(To do): Omit pictures and quote the listing below line by line, from its start through the line that holds "</editor-app>".

□ □ □ □ □ □ □

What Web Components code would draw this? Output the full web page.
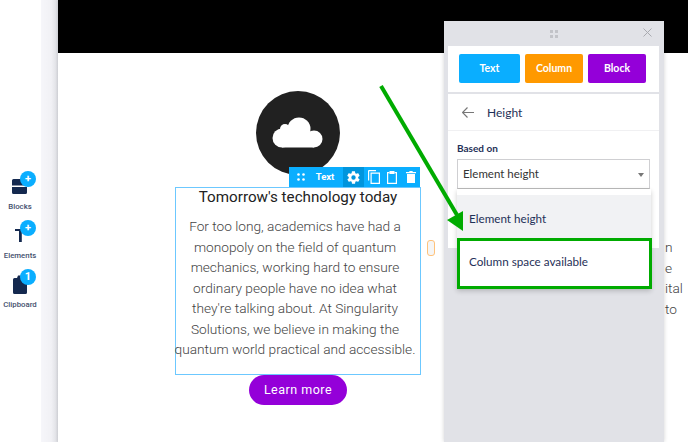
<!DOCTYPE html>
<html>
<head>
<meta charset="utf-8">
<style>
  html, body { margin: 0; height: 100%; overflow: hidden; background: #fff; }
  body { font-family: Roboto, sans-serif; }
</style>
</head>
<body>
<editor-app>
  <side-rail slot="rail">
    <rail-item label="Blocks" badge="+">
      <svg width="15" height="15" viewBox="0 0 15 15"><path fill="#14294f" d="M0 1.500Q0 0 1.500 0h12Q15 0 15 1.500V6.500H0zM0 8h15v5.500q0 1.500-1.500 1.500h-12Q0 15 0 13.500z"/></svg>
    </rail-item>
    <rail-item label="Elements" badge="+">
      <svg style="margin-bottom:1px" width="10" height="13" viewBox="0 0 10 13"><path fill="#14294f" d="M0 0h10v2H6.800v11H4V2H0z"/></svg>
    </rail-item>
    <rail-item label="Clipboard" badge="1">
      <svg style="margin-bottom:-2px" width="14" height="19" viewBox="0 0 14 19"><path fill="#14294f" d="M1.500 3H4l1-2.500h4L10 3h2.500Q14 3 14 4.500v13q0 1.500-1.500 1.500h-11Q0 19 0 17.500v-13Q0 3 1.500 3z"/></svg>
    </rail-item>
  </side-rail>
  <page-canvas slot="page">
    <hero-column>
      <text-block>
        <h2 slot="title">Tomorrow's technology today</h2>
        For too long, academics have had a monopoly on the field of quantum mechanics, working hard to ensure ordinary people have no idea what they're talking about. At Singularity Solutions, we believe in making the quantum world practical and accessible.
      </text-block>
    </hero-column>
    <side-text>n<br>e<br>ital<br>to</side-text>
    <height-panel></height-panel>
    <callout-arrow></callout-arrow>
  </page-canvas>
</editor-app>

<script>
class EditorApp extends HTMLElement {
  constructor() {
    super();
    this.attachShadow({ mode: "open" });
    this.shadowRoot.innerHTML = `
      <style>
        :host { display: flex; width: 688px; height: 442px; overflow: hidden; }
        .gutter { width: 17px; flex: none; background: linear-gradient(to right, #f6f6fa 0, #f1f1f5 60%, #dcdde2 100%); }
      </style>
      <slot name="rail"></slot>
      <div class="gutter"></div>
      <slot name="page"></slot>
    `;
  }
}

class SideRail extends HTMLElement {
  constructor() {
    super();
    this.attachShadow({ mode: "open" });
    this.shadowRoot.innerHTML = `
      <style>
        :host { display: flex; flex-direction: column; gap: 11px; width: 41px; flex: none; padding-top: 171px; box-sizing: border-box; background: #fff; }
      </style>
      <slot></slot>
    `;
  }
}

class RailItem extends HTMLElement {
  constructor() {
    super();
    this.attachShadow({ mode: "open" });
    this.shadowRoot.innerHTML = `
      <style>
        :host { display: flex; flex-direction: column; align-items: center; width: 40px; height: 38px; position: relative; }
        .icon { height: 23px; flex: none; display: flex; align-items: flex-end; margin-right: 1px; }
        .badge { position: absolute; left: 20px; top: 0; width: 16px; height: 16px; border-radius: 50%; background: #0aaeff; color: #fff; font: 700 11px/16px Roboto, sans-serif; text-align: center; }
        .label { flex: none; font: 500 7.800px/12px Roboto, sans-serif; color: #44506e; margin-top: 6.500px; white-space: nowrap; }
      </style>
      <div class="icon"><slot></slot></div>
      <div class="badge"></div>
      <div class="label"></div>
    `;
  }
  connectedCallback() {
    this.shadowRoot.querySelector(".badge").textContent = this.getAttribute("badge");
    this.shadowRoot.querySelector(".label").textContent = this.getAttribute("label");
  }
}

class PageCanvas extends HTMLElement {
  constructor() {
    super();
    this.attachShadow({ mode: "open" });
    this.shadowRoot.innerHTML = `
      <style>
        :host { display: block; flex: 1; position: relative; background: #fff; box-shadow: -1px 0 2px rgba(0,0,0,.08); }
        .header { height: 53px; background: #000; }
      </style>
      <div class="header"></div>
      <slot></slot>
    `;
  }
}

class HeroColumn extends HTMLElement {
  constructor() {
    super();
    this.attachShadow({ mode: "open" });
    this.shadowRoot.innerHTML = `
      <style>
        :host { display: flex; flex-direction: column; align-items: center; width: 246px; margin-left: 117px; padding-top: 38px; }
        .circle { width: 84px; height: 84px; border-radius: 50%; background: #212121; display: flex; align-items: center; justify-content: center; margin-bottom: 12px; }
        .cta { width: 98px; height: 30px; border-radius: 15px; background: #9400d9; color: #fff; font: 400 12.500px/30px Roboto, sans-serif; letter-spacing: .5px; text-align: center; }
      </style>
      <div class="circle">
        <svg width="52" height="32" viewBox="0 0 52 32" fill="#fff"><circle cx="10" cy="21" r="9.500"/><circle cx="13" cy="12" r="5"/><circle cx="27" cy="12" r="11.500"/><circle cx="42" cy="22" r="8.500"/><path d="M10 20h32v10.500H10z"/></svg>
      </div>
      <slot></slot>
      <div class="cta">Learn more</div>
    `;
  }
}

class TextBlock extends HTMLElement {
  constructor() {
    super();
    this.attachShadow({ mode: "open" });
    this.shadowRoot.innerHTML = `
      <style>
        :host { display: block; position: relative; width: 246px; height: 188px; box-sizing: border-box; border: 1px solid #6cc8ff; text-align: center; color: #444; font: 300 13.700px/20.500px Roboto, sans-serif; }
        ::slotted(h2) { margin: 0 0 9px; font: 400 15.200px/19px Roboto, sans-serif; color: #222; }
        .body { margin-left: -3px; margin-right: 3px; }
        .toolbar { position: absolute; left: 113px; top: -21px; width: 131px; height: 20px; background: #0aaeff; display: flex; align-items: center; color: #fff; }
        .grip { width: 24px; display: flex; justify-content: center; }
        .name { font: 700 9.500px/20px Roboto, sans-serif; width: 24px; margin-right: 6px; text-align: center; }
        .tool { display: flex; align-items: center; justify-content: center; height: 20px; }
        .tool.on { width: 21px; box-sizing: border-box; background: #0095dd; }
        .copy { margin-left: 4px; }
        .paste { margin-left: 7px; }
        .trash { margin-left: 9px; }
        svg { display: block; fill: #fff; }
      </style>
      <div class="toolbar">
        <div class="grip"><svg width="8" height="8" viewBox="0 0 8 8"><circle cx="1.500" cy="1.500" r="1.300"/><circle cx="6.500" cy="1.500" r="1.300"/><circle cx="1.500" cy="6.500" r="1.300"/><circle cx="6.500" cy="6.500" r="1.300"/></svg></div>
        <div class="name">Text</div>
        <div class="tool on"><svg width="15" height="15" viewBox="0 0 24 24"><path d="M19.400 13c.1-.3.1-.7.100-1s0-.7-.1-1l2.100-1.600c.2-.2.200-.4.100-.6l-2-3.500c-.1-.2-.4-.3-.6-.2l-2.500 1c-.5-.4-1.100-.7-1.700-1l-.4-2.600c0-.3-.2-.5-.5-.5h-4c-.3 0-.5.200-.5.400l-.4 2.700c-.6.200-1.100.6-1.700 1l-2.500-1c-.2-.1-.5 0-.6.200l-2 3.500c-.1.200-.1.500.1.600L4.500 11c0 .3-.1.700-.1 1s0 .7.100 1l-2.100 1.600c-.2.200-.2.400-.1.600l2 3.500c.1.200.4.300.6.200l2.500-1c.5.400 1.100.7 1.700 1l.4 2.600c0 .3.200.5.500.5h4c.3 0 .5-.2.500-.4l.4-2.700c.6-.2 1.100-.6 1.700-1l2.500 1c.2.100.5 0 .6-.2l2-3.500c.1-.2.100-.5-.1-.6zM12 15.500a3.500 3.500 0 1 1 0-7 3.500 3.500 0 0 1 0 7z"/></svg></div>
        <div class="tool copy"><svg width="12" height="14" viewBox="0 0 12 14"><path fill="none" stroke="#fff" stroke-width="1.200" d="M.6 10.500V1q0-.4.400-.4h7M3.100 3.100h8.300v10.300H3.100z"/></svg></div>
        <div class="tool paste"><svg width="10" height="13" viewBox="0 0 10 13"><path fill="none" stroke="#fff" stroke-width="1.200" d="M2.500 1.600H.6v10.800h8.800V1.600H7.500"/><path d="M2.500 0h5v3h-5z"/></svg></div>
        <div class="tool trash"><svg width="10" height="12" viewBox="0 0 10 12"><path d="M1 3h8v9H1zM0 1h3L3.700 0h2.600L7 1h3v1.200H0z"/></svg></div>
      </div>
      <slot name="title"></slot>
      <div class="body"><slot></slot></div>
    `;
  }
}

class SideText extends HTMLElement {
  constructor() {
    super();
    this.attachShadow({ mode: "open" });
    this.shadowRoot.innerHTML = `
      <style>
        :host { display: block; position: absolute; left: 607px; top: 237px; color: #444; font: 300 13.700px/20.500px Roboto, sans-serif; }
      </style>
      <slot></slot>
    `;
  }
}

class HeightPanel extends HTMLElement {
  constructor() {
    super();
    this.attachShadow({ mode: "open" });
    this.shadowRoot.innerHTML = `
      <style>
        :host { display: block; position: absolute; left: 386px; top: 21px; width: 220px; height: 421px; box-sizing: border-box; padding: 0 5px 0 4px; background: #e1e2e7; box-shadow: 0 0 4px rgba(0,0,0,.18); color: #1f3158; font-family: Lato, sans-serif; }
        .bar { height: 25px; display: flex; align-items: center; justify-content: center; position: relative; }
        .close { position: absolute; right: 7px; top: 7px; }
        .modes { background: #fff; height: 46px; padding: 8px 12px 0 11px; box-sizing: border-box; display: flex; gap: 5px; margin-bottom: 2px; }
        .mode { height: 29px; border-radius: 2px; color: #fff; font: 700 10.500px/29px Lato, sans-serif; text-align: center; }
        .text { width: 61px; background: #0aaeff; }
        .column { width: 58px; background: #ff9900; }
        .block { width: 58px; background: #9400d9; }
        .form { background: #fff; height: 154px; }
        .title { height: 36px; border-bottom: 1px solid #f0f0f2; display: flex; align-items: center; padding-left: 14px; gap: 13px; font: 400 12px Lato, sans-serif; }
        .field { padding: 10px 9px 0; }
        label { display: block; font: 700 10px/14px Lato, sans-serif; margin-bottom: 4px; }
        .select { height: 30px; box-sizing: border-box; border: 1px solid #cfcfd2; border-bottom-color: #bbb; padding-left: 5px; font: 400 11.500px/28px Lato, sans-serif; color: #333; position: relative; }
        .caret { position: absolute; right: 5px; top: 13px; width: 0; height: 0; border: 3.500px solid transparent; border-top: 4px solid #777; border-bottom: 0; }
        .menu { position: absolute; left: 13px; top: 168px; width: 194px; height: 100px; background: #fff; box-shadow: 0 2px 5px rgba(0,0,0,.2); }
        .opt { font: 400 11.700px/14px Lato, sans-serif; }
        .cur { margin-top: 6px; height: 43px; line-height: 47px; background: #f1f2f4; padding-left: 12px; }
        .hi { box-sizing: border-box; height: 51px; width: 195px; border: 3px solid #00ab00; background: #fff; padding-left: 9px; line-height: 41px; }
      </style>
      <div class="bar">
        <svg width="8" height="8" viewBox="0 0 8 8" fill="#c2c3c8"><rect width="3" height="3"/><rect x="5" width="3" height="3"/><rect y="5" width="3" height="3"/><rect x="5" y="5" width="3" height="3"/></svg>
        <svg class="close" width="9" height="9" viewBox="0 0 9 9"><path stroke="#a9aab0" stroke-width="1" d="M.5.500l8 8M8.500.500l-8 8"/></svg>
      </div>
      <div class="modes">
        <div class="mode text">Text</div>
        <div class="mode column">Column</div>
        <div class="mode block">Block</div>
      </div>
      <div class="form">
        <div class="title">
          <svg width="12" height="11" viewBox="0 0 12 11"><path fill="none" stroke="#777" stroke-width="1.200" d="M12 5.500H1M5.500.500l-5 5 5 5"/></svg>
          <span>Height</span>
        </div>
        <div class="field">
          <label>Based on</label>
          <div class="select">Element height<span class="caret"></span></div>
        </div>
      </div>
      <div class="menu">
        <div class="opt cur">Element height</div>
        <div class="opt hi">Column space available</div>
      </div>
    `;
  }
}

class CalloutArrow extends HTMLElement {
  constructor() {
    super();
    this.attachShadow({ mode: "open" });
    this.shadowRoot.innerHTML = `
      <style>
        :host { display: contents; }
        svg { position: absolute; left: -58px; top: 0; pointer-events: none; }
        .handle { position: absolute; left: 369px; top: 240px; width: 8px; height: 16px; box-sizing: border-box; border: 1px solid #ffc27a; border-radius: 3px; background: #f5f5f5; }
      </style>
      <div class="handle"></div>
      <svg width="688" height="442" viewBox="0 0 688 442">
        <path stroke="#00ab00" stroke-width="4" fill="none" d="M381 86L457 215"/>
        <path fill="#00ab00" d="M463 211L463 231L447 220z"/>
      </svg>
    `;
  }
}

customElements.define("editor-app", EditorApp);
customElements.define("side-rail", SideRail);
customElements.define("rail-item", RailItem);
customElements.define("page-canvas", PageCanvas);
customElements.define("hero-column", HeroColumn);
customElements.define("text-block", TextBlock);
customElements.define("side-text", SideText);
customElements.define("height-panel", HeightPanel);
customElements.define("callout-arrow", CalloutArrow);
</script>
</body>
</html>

□ □ □ □ □ □ □

(Output below):
What Web Components code would draw this? Output the full web page.
<!DOCTYPE html>
<html>
<head>
<meta charset="utf-8">
<style>
  html, body { margin: 0; height: 100%; overflow: hidden; background: #fff; }
  body { font-family: Roboto, sans-serif; }
</style>
</head>
<body>
<editor-app>
  <side-rail slot="rail">
    <rail-item label="Blocks" badge="+">
      <svg width="15" height="15" viewBox="0 0 15 15"><path fill="#14294f" d="M0 1.500Q0 0 1.500 0h12Q15 0 15 1.500V6.500H0zM0 8h15v5.500q0 1.500-1.500 1.500h-12Q0 15 0 13.500z"/></svg>
    </rail-item>
    <rail-item label="Elements" badge="+">
      <svg style="margin-bottom:1px" width="10" height="13" viewBox="0 0 10 13"><path fill="#14294f" d="M0 0h10v2H6.800v11H4V2H0z"/></svg>
    </rail-item>
    <rail-item label="Clipboard" badge="1">
      <svg style="margin-bottom:-2px" width="14" height="19" viewBox="0 0 14 19"><path fill="#14294f" d="M1.500 3H4l1-2.500h4L10 3h2.500Q14 3 14 4.500v13q0 1.500-1.500 1.500h-11Q0 19 0 17.500v-13Q0 3 1.500 3z"/></svg>
    </rail-item>
  </side-rail>
  <page-canvas slot="page">
    <hero-column>
      <text-block>
        <h2 slot="title">Tomorrow's technology today</h2>
        For too long, academics have had a monopoly on the field of quantum mechanics, working hard to ensure ordinary people have no idea what they're talking about. At Singularity Solutions, we believe in making the quantum world practical and accessible.
      </text-block>
    </hero-column>
    <side-text>n<br>e<br>ital<br>to</side-text>
    <height-panel></height-panel>
    <callout-arrow></callout-arrow>
  </page-canvas>
</editor-app>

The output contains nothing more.